» **Task details**: Count the lines in the data below where the string "index" occurs, please, and give the number alone.

» **Data excerpt**:
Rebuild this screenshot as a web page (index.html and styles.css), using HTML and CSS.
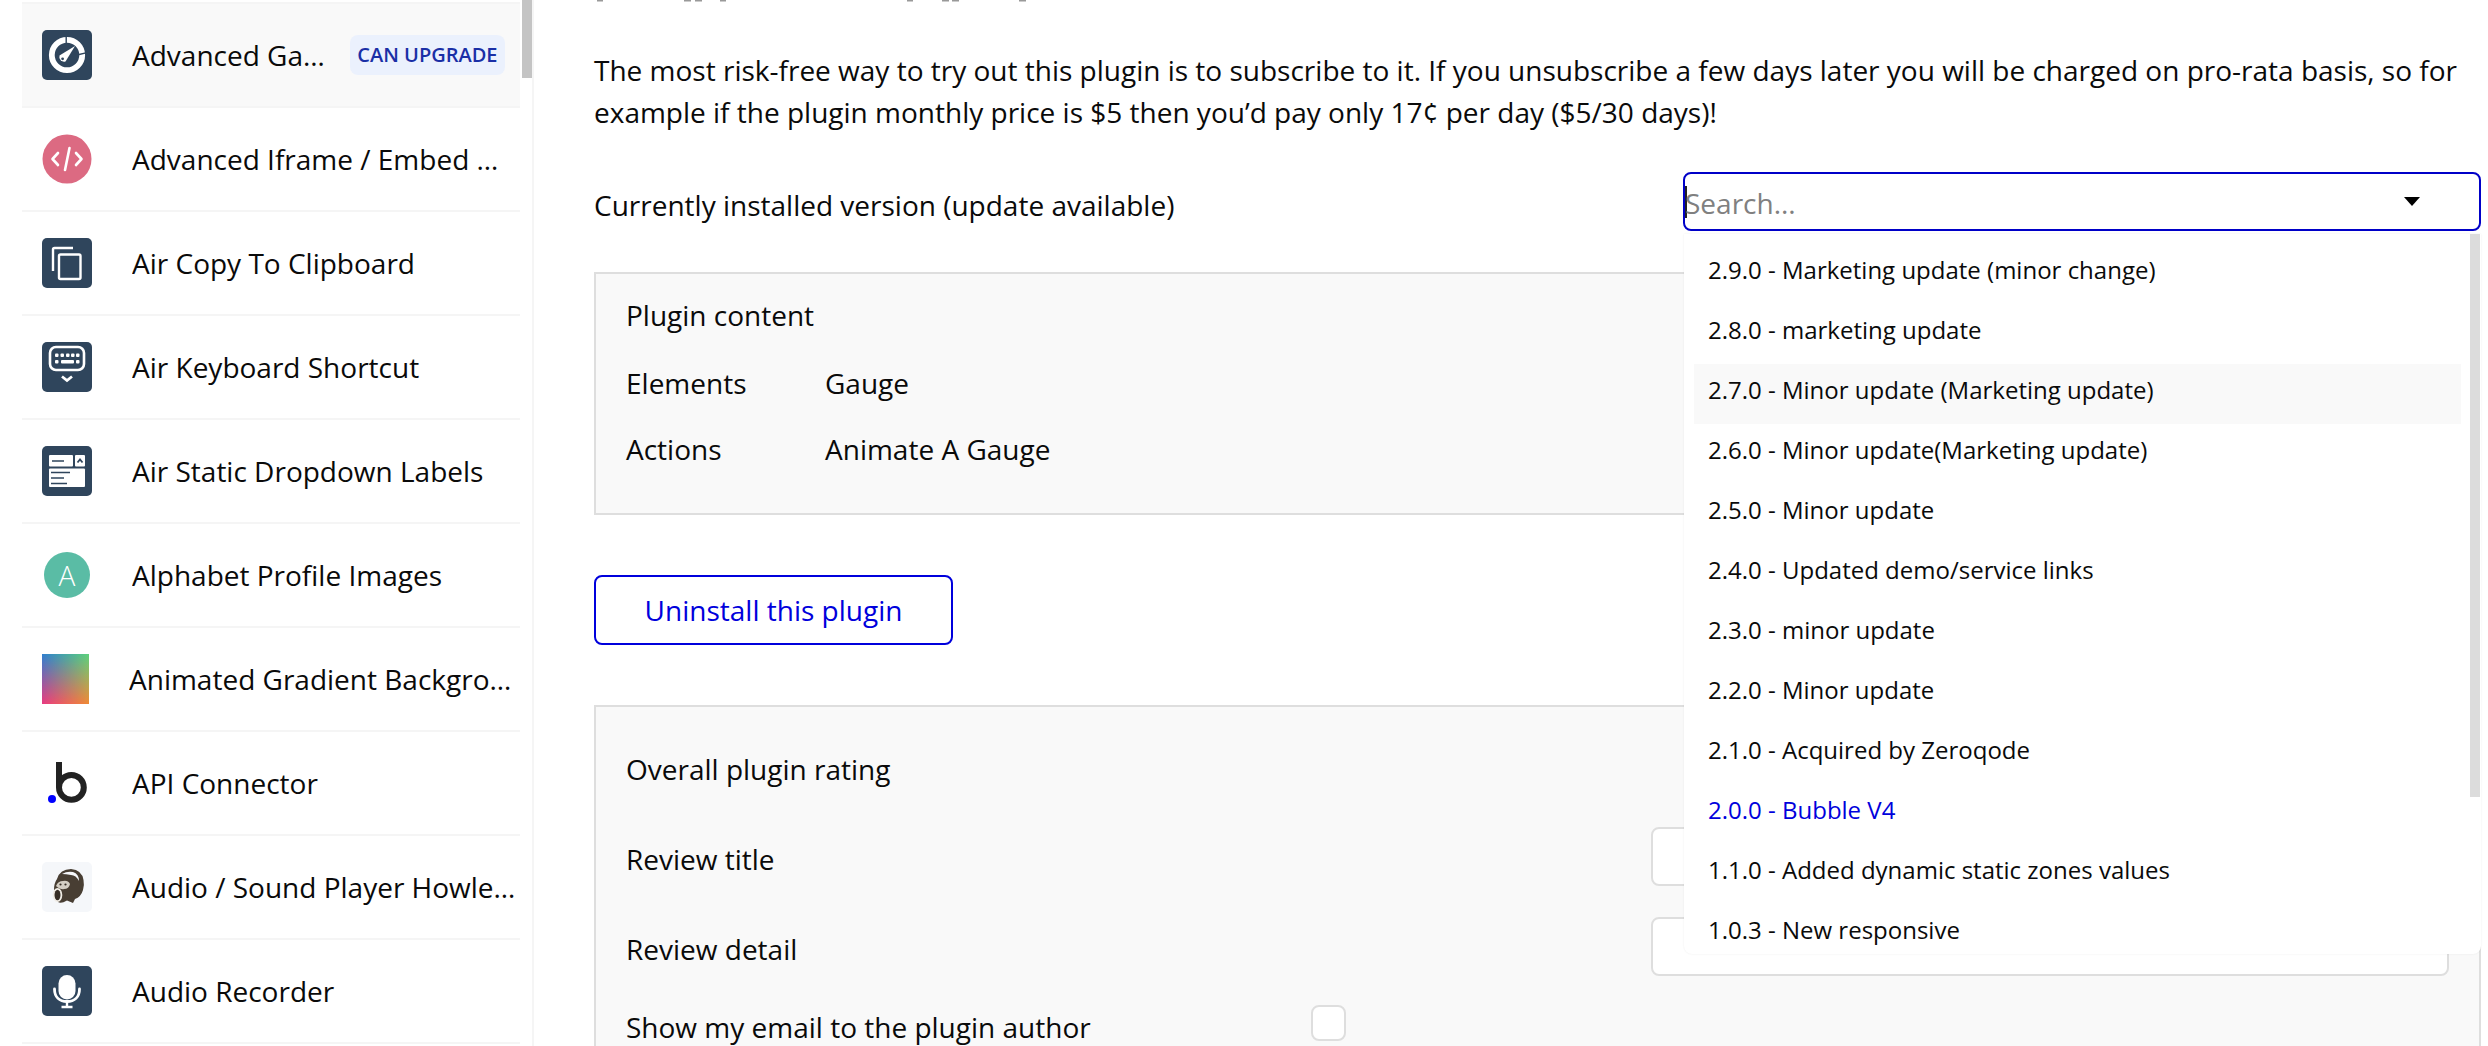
FILE: index.html
```html
<!DOCTYPE html>
<html lang="en">
<head>
<meta charset="utf-8">
<title>Plugins</title>
<link rel="stylesheet" href="styles.css">
</head>
<body>
<div class="app">
  <aside class="sidebar">
    <div class="thumb"></div>
    <ul class="plugin-list">
      <li class="plugin active">
        <svg class="icon" viewBox="0 0 50 50"><rect class="tile" width="50" height="50" rx="5"/><circle cx="25" cy="25" r="15.2" fill="none" stroke="#fff" stroke-width="5.800"/><path d="M24.200 6v7M37 24.500l7-1.600" stroke="#2f455c" stroke-width="1.400"/><path d="M33 16 23.500 31.500a4.800 4.800 0 0 1-6-6z" fill="#fff"/><circle cx="20.600" cy="28.800" r="1.400" fill="#2f455c"/></svg>
        <span class="name">Advanced Gauge</span><span class="badge">CAN UPGRADE</span>
      </li>
      <li class="plugin">
        <svg class="icon" viewBox="0 0 50 50"><circle cx="25" cy="25" r="24.500" fill="#dc6a82"/><path d="M16 19l-5.500 6 5.500 6M34 19l5.500 6-5.500 6M27.500 14l-4.500 22" fill="none" stroke="#fff" stroke-width="2.600" stroke-linecap="round" stroke-linejoin="round"/></svg>
        <span class="name">Advanced Iframe / Embed Website</span>
      </li>
      <li class="plugin">
        <svg class="icon" viewBox="0 0 50 50"><rect class="tile" width="50" height="50" rx="5"/><path d="M31 10H12.500a1.500 1.500 0 0 0-1.500 1.500V33" fill="none" stroke="#fff" stroke-width="2.400"/><rect x="17" y="16.500" width="21.500" height="24.500" rx="1.500" fill="none" stroke="#fff" stroke-width="2.400"/></svg>
        <span class="name">Air Copy To Clipboard</span>
      </li>
      <li class="plugin">
        <svg class="icon" viewBox="0 0 50 50"><rect class="tile" width="50" height="50" rx="5"/><rect x="8" y="5" width="34" height="23" rx="6" fill="none" stroke="#fff" stroke-width="2.600"/><g fill="#fff"><rect x="13" y="11.500" width="3.500" height="3.500" rx="1"/><rect x="18.500" y="11.500" width="3.500" height="3.500" rx="1"/><rect x="24" y="11.500" width="3.500" height="3.500" rx="1"/><rect x="29" y="11.500" width="3.500" height="3.500" rx="1"/><rect x="34" y="11.500" width="3.500" height="3.500" rx="1"/><rect x="13" y="18" width="3.500" height="3.500" rx="1"/><rect x="19" y="18" width="13" height="3.500" rx="1"/><rect x="34" y="18" width="3.500" height="3.500" rx="1"/></g><path d="M20 34.500l5 4 5-4" fill="none" stroke="#fff" stroke-width="2.800"/></svg>
        <span class="name">Air Keyboard Shortcut</span>
      </li>
      <li class="plugin">
        <svg class="icon" viewBox="0 0 50 50"><rect class="tile" width="50" height="50" rx="5"/><g fill="#fff"><rect x="7" y="9" width="24" height="11.500" rx="1"/><rect x="33" y="9" width="10" height="11.500" rx="1"/><rect x="7" y="22.500" width="36" height="18.500" rx="1"/></g><path d="M10 15h12M9 26.500h19M9 32h13M9 37.500h16" stroke="#2f455c" stroke-width="1.700"/><path d="M35.500 16.500l2.500-3 2.500 3" fill="none" stroke="#2f455c" stroke-width="1.800"/></svg>
        <span class="name">Air Static Dropdown Labels</span>
      </li>
      <li class="plugin">
        <span class="avatar">A</span>
        <span class="name">Alphabet Profile Images</span>
      </li>
      <li class="plugin">
        <span class="gradient"></span>
        <span class="name">Animated Gradient Background</span>
      </li>
      <li class="plugin">
        <svg class="icon" viewBox="0 0 50 50"><path d="M17 4v25.400" fill="none" stroke="#222" stroke-width="6"/><circle cx="29.400" cy="29.400" r="12.400" fill="none" stroke="#222" stroke-width="6"/><circle cx="10" cy="41" r="4" fill="#00f"/></svg>
        <span class="name">API Connector</span>
      </li>
      <li class="plugin">
        <svg class="icon" viewBox="0 0 50 50"><rect width="50" height="50" rx="5" fill="#f5f7fa"/><path d="M15 17q3-10 14-10 11 1 12.500 11 1 5-.5 10-2 7-8 9l-2 4-6-2.500q-6 3.500-9 1.500-4-6-4-12 0-7 3-11z" fill="#483e33"/><path d="M20 12q5-3 11-2 6 2 6 9-3-6-8-6-5-1-9-1z" fill="#f5f7fa"/><path d="M14 24q2-5 7-5 5-1 7 3-1 5-6 5-3 1-8-3z" fill="#d4cec4"/><circle cx="18.500" cy="22.500" r="1.100" fill="#362e26"/><circle cx="23.500" cy="22.500" r="1.100" fill="#362e26"/><ellipse cx="15.500" cy="33" rx="4.800" ry="7" fill="#f1ede6"/><ellipse cx="15.500" cy="33" rx="3" ry="5.200" fill="#362e26"/></svg>
        <span class="name">Audio / Sound Player Howler JS</span>
      </li>
      <li class="plugin">
        <svg class="icon" viewBox="0 0 50 50"><rect class="tile" width="50" height="50" rx="5"/><rect x="16.500" y="9" width="17" height="24.500" rx="8.500" fill="#fff"/><path d="M12.500 23c0 8 5 12.500 12.500 12.500S37.500 31 37.500 23" fill="none" stroke="#fff" stroke-width="2.800" stroke-linecap="round"/><path d="M25 35v6M19.500 41h11" stroke="#fff" stroke-width="2.400"/></svg>
        <span class="name">Audio Recorder</span>
      </li>
    </ul>
  </aside>

  <main class="main">
    <svg class="clipped-heading" viewBox="0 0 1887 3" aria-hidden="true"><path d="M3 0h6v1.500H3zM90 0h7v1.500h-7zM101 0h7v1.500h-7zM126 0h6v1.500h-6zM313 0h6v1.500h-6zM348 0h7v1.500h-7zM358 0h7v1.500h-7zM425 0h7v1.500h-7z" fill="#999"/></svg>
    <p class="intro">The most risk-free way to try out this plugin is to subscribe to it. If you unsubscribe a few days later you will be charged on pro-rata basis, so for example if the plugin monthly price is $5 then you’d pay only 17¢ per day ($5/30 days)!</p>

    <div class="version-row">
      <span class="version-label">Currently installed version (update available)</span>
      <div class="select">
        <div class="select-box">
          <span class="caret"></span><span class="placeholder">Search...</span>
          <svg class="arrow" viewBox="0 0 16 9"><path d="M0 0h16L8 9z"/></svg>
        </div>
        <div class="dropdown">
          <div class="dropdown-thumb"></div>
          <ul class="options">
            <li class="option">2.9.0 - Marketing update (minor change)</li>
            <li class="option">2.8.0 - marketing update</li>
            <li class="option hover">2.7.0 - Minor update (Marketing update)</li>
            <li class="option">2.6.0 - Minor update(Marketing update)</li>
            <li class="option">2.5.0 - Minor update</li>
            <li class="option">2.4.0 - Updated demo/service links</li>
            <li class="option">2.3.0 - minor update</li>
            <li class="option">2.2.0 - Minor update</li>
            <li class="option">2.1.0 - Acquired by Zeroqode</li>
            <li class="option current">2.0.0 - Bubble V4</li>
            <li class="option">1.1.0 - Added dynamic static zones values</li>
            <li class="option">1.0.3 - New responsive</li>
          </ul>
        </div>
      </div>
    </div>

    <section class="panel content-panel">
      <div class="content-title">Plugin content</div>
      <div class="content-row"><span class="content-key">Elements</span><span>Gauge</span></div>
      <div class="content-row"><span class="content-key">Actions</span><span>Animate A Gauge</span></div>
    </section>

    <button class="uninstall" type="button">Uninstall this plugin</button>

    <section class="panel review-panel">
      <div class="rating-row">Overall plugin rating</div>
      <div class="field-row"><span class="field-label">Review title</span><div class="field"></div></div>
      <div class="field-row"><span class="field-label">Review detail</span><div class="field"></div></div>
      <div class="check-row"><span class="check-label">Show my email to the plugin author</span><span class="checkbox"></span></div>
    </section>
  </main>
</div>
</body>
</html>
```

FILE: styles.css
```css
* { box-sizing: border-box; }
html, body { margin: 0; height: 100%; overflow: hidden; background: #fff; }
body { font-family: "Open Sans", "Noto Sans", sans-serif; font-size: 28px; line-height: 42px; color: #0a0a0a; }
ul { list-style: none; margin: 0; padding: 0; }
.app { display: flex; height: 1046px; overflow: hidden; }

.sidebar { position: relative; flex: 0 0 534px; height: 100%; padding: 2px 12px 0 22px; border-right: 2px solid #f5f5f5; overflow: hidden; }
.thumb { position: absolute; top: 0; right: 0; width: 10px; height: 78px; background: #c4c4c4; }
.plugin { display: flex; align-items: center; height: 104px; padding-left: 20px; border-bottom: 2px solid #f5f5f5; }
.plugin:first-child { height: 106px; border-top: 2px solid #f5f5f5; }
.plugin.active { background: #f9f9f9; }
.icon { flex: 0 0 50px; width: 50px; height: 50px; margin-right: 40px; display: block; }
.tile { fill: #2f455c; }
.avatar { flex: 0 0 46px; height: 46px; margin: 0 42px 0 2px; border-radius: 50%; background: #5abca5; color: #fff; font-size: 28px; font-weight: 300; line-height: 46px; text-align: center; }
.gradient { position: relative; flex: 0 0 47px; height: 50px; margin-right: 40px; background: linear-gradient(to right, #2f80d0, #5dd27c); }
.gradient::after { content: ""; position: absolute; inset: 0; background: linear-gradient(to right, #ea3a80, #f08a34); -webkit-mask-image: linear-gradient(to bottom, transparent, #000); mask-image: linear-gradient(to bottom, transparent, #000); }
.name { flex: 1 1 0; min-width: 0; padding-right: 3px; white-space: nowrap; overflow: hidden; text-overflow: ellipsis; }
.active .name { padding-right: 14px; }
.badge { flex: none; margin-right: 15px; height: 40px; padding: 0 7.500px; border-radius: 8px; background: #ebf1fd; color: #1a2fa6; font-size: 20px; font-weight: 600; line-height: 40px; white-space: nowrap; }

.main { flex: 1; min-width: 0; padding: 0 7px 0 60px; }
.clipped-heading { display: block; width: 1887px; height: 3px; }
.intro { margin: 46px 0 0; height: 84px; }
.version-row { display: flex; justify-content: space-between; margin-top: 39px; }
.version-label { padding-top: 12px; }
.select { position: relative; width: 798px; }
.select-box { display: flex; align-items: center; height: 59px; border: 2px solid #0000c8; border-radius: 8px; background: #fff; }
.caret { width: 2px; height: 32px; background: #222; margin-right: -2px; }
.placeholder { flex: 1; padding-top: 2px; color: #808080; }
.arrow { width: 16px; height: 9px; margin-right: 59px; }
.dropdown { position: absolute; z-index: 2; left: 1px; right: 0; top: 62px; height: 720px; padding: 10px 20px 0 10px; overflow: hidden; background: #fff; border-radius: 0 0 8px 8px; box-shadow: 0 0 2px rgba(0,0,0,.08); }
.dropdown-thumb { position: absolute; top: 0; right: 1px; width: 10px; height: 563px; background: #dcdcdc; }
.option { height: 60px; padding-left: 14px; font-size: 24px; line-height: 51px; }
.option.hover { background: #f9f9f9; }
.option.current { color: #0000dc; }

.panel { background: #f9f9f9; border: 2px solid #dedede; padding: 0 30px; }
.content-panel { margin-top: 41px; height: 243px; padding-top: 20px; }
.content-title { margin-bottom: 26px; }
.content-row { display: flex; margin-bottom: 24px; }
.content-key { flex: 0 0 199px; }
.uninstall { display: block; margin-top: 60px; width: 359px; height: 70px; padding: 0; background: #fff; border: 2px solid #0000dc; border-radius: 8px; color: #0000dc; font: inherit; line-height: 64px; }
.review-panel { margin-top: 60px; height: 400px; padding-top: 41px; }
.rating-row { height: 79px; }
.field-row { display: flex; justify-content: space-between; height: 59px; margin-bottom: 31px; }
.field-label { padding-top: 11px; }
.field { width: 798px; height: 59px; background: #fff; border: 2px solid #dedede; border-radius: 8px; }
.check-row { display: flex; margin-top: -2px; }
.check-label { flex: 0 0 685px; padding-top: 1px; }
.checkbox { width: 35px; height: 36px; background: #fff; border: 2px solid #dedede; border-radius: 8px; }
```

» **Result of this exercise**: 3